由于\(0<α<\dfrac{\pi}{3}\),
所以当\(2α+\dfrac{\pi}{6}=\dfrac{\pi}{2}\),即\(α=\dfrac{\pi}{6}\)时, \(S_{\max }=\dfrac{\sqrt{3}}{3}-\dfrac{\sqrt{3}}{6}=\dfrac{\sqrt{3}}{6}\).
因此,当\(α=\dfrac{\pi}{6}\)时,矩形\(PQRS\)的面积最大,最大面积为 \(\dfrac{\sqrt{3}}{6}\).
【典题3】 如图,\(ABCD\)是块边长为\(100m\)的正方形地皮,其中扇形\(AST\)是一半径为\(90m\)的扇形小山,其余部分都是平地,一开发商想在平地上建一个矩形停车场,使矩形的一个顶点\(P\)在弧 \(\widehat{S T}\)上,相邻两边\(CQ\)、\(CR\)落在正方形的边\(BC\)、\(CD\)上.

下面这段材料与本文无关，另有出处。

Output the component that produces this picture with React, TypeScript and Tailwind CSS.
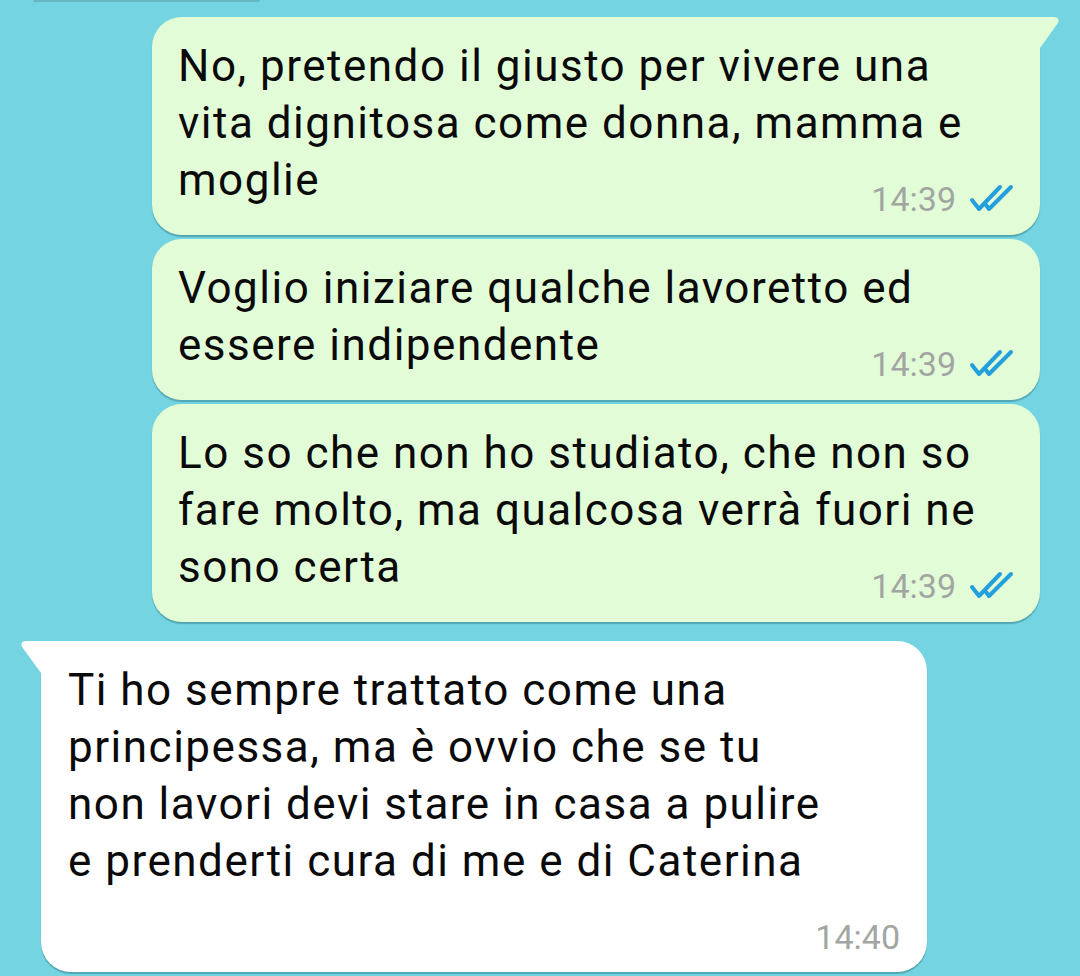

\(\left(1\right)\)设\(∠PAB=θ\),把矩形停车场\(PQCR\)的面积表示为\(θ\)的函数
\(\left(2\right)\)求矩形\(PQCR\)面积的最大值和最小值.
解析 \(\left(1\right)\)设\(∠PAB=θ\)(其中\(0°≤θ≤90°\)),延长\(RT\)交\(AB\)于\(M\),
所以\(AM=90\cos θ\),\(MP=90\sin θ\),
所以\(PQ=MB=100-90\cos θ\),
所以\(PR=MR-MP=100-90\sin θ\),
所以矩形\(PQRC\)的面积为 \(S_{\text {矩形 } P Q R C}=P Q \cdot P R=(100-90 \cos \theta)(100-90 \sin \theta)\)
\(=10000-9000\left(\sin θ+\cos θ\right)+8100\sin θ\cos θ\),(其中\(0°≤θ≤90°\));
\(\left(2\right)\)令\(t=\sin θ+\cos θ\)(其中\(1≤t≤\sqrt{2}\)),
则 \(\sin \theta \cos \theta=\dfrac{t^2-1}{2}\);
所以 \(S_{\text {知形 } P Q R C}=10000-9000 t+8100 \cdot \dfrac{t^2-1}{2}=4050\left(t-\dfrac{10}{9}\right)^2+950\);
所以当 \(t=\dfrac{10}{9}\)时,\(S\)取得最小值为\(950m^2\),
当\(t=\sqrt{2}\)时 \(S\)取得最大值为\(\left(14050-9000\sqrt{2}\right)m^2\).
【巩固练习】
1.如图是半径为\(1\)的半圆,且\(PQRS\)是半圆的内接矩形,设\(∠SOP=α\),则其值为\(\underline{\quad \quad}\)时,矩形的面积最大,最大面积为\(\underline{\quad \quad}\).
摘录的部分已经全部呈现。